◆ PROBLEM: Do not copy the pictures; transcribe all other material exactly.

◆ MATERIAL PROVIDED:
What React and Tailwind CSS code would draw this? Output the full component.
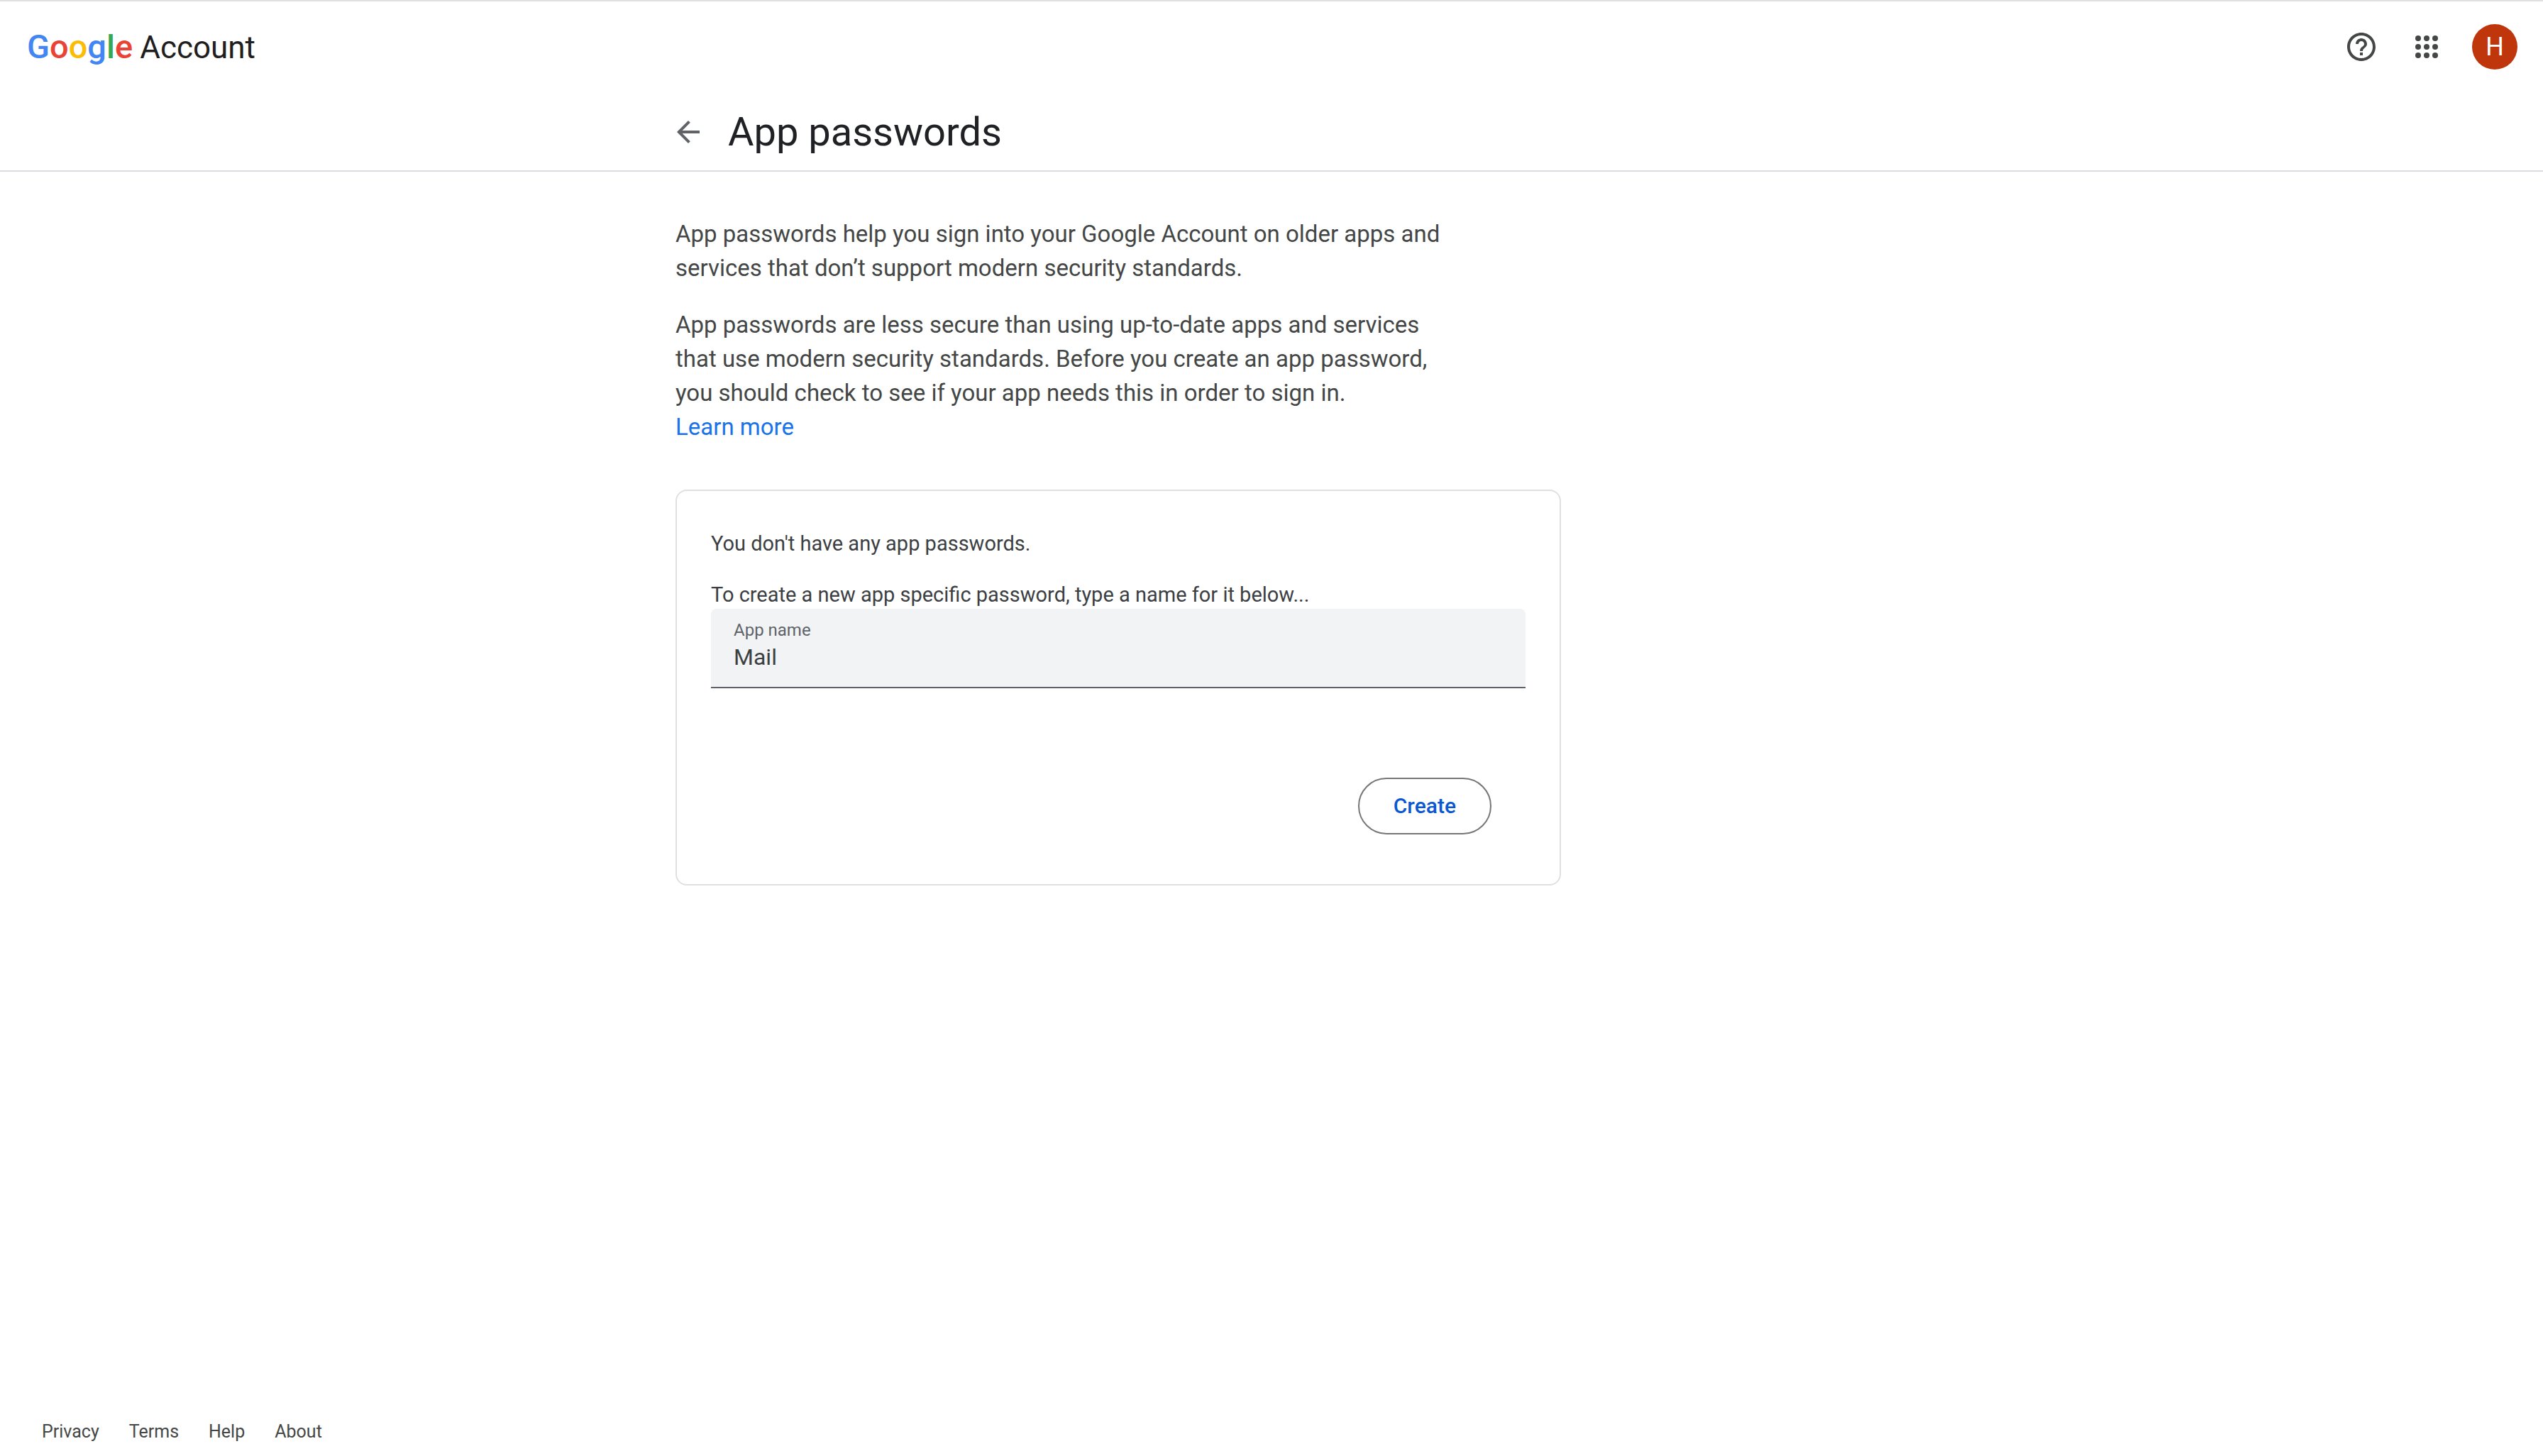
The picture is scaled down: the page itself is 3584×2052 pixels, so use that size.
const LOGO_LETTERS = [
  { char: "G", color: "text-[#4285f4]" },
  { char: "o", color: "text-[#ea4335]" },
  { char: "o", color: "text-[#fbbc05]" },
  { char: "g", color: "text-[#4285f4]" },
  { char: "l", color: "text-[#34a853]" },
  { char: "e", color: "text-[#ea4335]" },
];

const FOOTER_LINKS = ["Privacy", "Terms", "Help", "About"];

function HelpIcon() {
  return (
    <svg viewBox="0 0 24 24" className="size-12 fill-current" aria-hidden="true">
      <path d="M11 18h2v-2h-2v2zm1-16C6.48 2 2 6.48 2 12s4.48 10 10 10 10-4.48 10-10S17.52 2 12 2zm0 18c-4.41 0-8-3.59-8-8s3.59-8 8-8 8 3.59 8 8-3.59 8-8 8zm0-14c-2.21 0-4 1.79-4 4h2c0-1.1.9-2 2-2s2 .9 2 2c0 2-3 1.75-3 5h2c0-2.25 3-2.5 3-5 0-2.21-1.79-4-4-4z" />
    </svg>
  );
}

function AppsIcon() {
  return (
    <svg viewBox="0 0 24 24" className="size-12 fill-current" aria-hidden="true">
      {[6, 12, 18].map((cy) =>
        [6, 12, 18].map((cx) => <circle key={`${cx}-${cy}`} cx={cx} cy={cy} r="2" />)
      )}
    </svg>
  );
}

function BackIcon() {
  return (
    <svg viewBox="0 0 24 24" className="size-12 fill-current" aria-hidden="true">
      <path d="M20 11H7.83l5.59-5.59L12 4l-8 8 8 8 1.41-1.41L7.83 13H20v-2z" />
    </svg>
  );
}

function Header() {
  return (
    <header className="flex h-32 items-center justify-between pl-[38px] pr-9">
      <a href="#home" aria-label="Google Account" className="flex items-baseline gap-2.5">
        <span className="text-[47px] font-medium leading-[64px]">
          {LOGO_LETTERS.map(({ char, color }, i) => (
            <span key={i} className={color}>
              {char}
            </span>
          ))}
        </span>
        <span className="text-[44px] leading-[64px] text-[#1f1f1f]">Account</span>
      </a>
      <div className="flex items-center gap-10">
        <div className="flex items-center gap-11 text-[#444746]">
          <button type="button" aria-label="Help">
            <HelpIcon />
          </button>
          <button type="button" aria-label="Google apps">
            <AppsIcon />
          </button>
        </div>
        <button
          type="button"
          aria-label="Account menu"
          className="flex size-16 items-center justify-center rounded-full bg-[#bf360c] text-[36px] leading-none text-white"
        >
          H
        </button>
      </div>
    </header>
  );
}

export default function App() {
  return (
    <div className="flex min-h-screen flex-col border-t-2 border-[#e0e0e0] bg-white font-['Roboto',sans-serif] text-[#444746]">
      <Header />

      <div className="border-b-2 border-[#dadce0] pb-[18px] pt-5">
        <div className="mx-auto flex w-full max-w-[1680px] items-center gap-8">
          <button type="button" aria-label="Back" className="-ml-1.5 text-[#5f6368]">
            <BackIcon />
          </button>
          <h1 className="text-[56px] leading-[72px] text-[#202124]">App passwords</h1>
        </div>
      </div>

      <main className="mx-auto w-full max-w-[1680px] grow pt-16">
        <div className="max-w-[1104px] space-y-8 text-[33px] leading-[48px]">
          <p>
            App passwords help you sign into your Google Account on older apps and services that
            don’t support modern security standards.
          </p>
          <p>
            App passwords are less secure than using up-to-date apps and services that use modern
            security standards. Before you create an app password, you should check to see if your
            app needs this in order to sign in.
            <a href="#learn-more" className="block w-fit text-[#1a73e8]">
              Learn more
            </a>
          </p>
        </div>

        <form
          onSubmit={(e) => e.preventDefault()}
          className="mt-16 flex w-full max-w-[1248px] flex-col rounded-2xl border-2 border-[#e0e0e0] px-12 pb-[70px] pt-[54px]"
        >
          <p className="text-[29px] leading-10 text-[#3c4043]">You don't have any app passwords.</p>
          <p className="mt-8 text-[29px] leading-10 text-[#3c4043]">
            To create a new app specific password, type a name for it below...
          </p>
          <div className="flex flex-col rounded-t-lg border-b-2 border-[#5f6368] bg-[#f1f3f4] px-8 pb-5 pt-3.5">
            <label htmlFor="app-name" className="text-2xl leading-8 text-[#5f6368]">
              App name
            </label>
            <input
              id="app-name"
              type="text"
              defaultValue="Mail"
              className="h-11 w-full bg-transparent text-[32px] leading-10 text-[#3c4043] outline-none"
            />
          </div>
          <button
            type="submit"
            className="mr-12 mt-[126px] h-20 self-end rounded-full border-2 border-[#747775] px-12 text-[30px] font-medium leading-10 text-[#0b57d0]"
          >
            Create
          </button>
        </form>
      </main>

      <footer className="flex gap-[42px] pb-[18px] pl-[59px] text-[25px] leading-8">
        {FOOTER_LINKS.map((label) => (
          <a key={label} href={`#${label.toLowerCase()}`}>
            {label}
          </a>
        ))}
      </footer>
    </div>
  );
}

◆ FINAL RESULT:
What React and Tailwind CSS code would draw this? Output the full component.
The picture is scaled down: the page itself is 3584×2052 pixels, so use that size.
const LOGO_LETTERS = [
  { char: "G", color: "text-[#4285f4]" },
  { char: "o", color: "text-[#ea4335]" },
  { char: "o", color: "text-[#fbbc05]" },
  { char: "g", color: "text-[#4285f4]" },
  { char: "l", color: "text-[#34a853]" },
  { char: "e", color: "text-[#ea4335]" },
];

const FOOTER_LINKS = ["Privacy", "Terms", "Help", "About"];

function HelpIcon() {
  return (
    <svg viewBox="0 0 24 24" className="size-12 fill-current" aria-hidden="true">
      <path d="M11 18h2v-2h-2v2zm1-16C6.48 2 2 6.48 2 12s4.48 10 10 10 10-4.48 10-10S17.52 2 12 2zm0 18c-4.41 0-8-3.59-8-8s3.59-8 8-8 8 3.59 8 8-3.59 8-8 8zm0-14c-2.21 0-4 1.79-4 4h2c0-1.1.9-2 2-2s2 .9 2 2c0 2-3 1.75-3 5h2c0-2.25 3-2.5 3-5 0-2.21-1.79-4-4-4z" />
    </svg>
  );
}

function AppsIcon() {
  return (
    <svg viewBox="0 0 24 24" className="size-12 fill-current" aria-hidden="true">
      {[6, 12, 18].map((cy) =>
        [6, 12, 18].map((cx) => <circle key={`${cx}-${cy}`} cx={cx} cy={cy} r="2" />)
      )}
    </svg>
  );
}

function BackIcon() {
  return (
    <svg viewBox="0 0 24 24" className="size-12 fill-current" aria-hidden="true">
      <path d="M20 11H7.83l5.59-5.59L12 4l-8 8 8 8 1.41-1.41L7.83 13H20v-2z" />
    </svg>
  );
}

function Header() {
  return (
    <header className="flex h-32 items-center justify-between pl-[38px] pr-9">
      <a href="#home" aria-label="Google Account" className="flex items-baseline gap-2.5">
        <span className="text-[47px] font-medium leading-[64px]">
          {LOGO_LETTERS.map(({ char, color }, i) => (
            <span key={i} className={color}>
              {char}
            </span>
          ))}
        </span>
        <span className="text-[44px] leading-[64px] text-[#1f1f1f]">Account</span>
      </a>
      <div className="flex items-center gap-10">
        <div className="flex items-center gap-11 text-[#444746]">
          <button type="button" aria-label="Help">
            <HelpIcon />
          </button>
          <button type="button" aria-label="Google apps">
            <AppsIcon />
          </button>
        </div>
        <button
          type="button"
          aria-label="Account menu"
          className="flex size-16 items-center justify-center rounded-full bg-[#bf360c] text-[36px] leading-none text-white"
        >
          H
        </button>
      </div>
    </header>
  );
}

export default function App() {
  return (
    <div className="flex min-h-screen flex-col border-t-2 border-[#e0e0e0] bg-white font-['Roboto',sans-serif] text-[#444746]">
      <Header />

      <div className="border-b-2 border-[#dadce0] pb-[18px] pt-5">
        <div className="mx-auto flex w-full max-w-[1680px] items-center gap-8">
          <button type="button" aria-label="Back" className="-ml-1.5 text-[#5f6368]">
            <BackIcon />
          </button>
          <h1 className="text-[56px] leading-[72px] text-[#202124]">App passwords</h1>
        </div>
      </div>

      <main className="mx-auto w-full max-w-[1680px] grow pt-16">
        <div className="max-w-[1104px] space-y-8 text-[33px] leading-[48px]">
          <p>
            App passwords help you sign into your Google Account on older apps and services that
            don’t support modern security standards.
          </p>
          <p>
            App passwords are less secure than using up-to-date apps and services that use modern
            security standards. Before you create an app password, you should check to see if your
            app needs this in order to sign in.
            <a href="#learn-more" className="block w-fit text-[#1a73e8]">
              Learn more
            </a>
          </p>
        </div>

        <form
          onSubmit={(e) => e.preventDefault()}
          className="mt-16 flex w-full max-w-[1248px] flex-col rounded-2xl border-2 border-[#e0e0e0] px-12 pb-[70px] pt-[54px]"
        >
          <p className="text-[29px] leading-10 text-[#3c4043]">You don't have any app passwords.</p>
          <p className="mt-8 text-[29px] leading-10 text-[#3c4043]">
            To create a new app specific password, type a name for it below...
          </p>
          <div className="flex flex-col rounded-t-lg border-b-2 border-[#5f6368] bg-[#f1f3f4] px-8 pb-5 pt-3.5">
            <label htmlFor="app-name" className="text-2xl leading-8 text-[#5f6368]">
              App name
            </label>
            <input
              id="app-name"
              type="text"
              defaultValue="Mail"
              className="h-11 w-full bg-transparent text-[32px] leading-10 text-[#3c4043] outline-none"
            />
          </div>
          <button
            type="submit"
            className="mr-12 mt-[126px] h-20 self-end rounded-full border-2 border-[#747775] px-12 text-[30px] font-medium leading-10 text-[#0b57d0]"
          >
            Create
          </button>
        </form>
      </main>

      <footer className="flex gap-[42px] pb-[18px] pl-[59px] text-[25px] leading-8">
        {FOOTER_LINKS.map((label) => (
          <a key={label} href={`#${label.toLowerCase()}`}>
            {label}
          </a>
        ))}
      </footer>
    </div>
  );
}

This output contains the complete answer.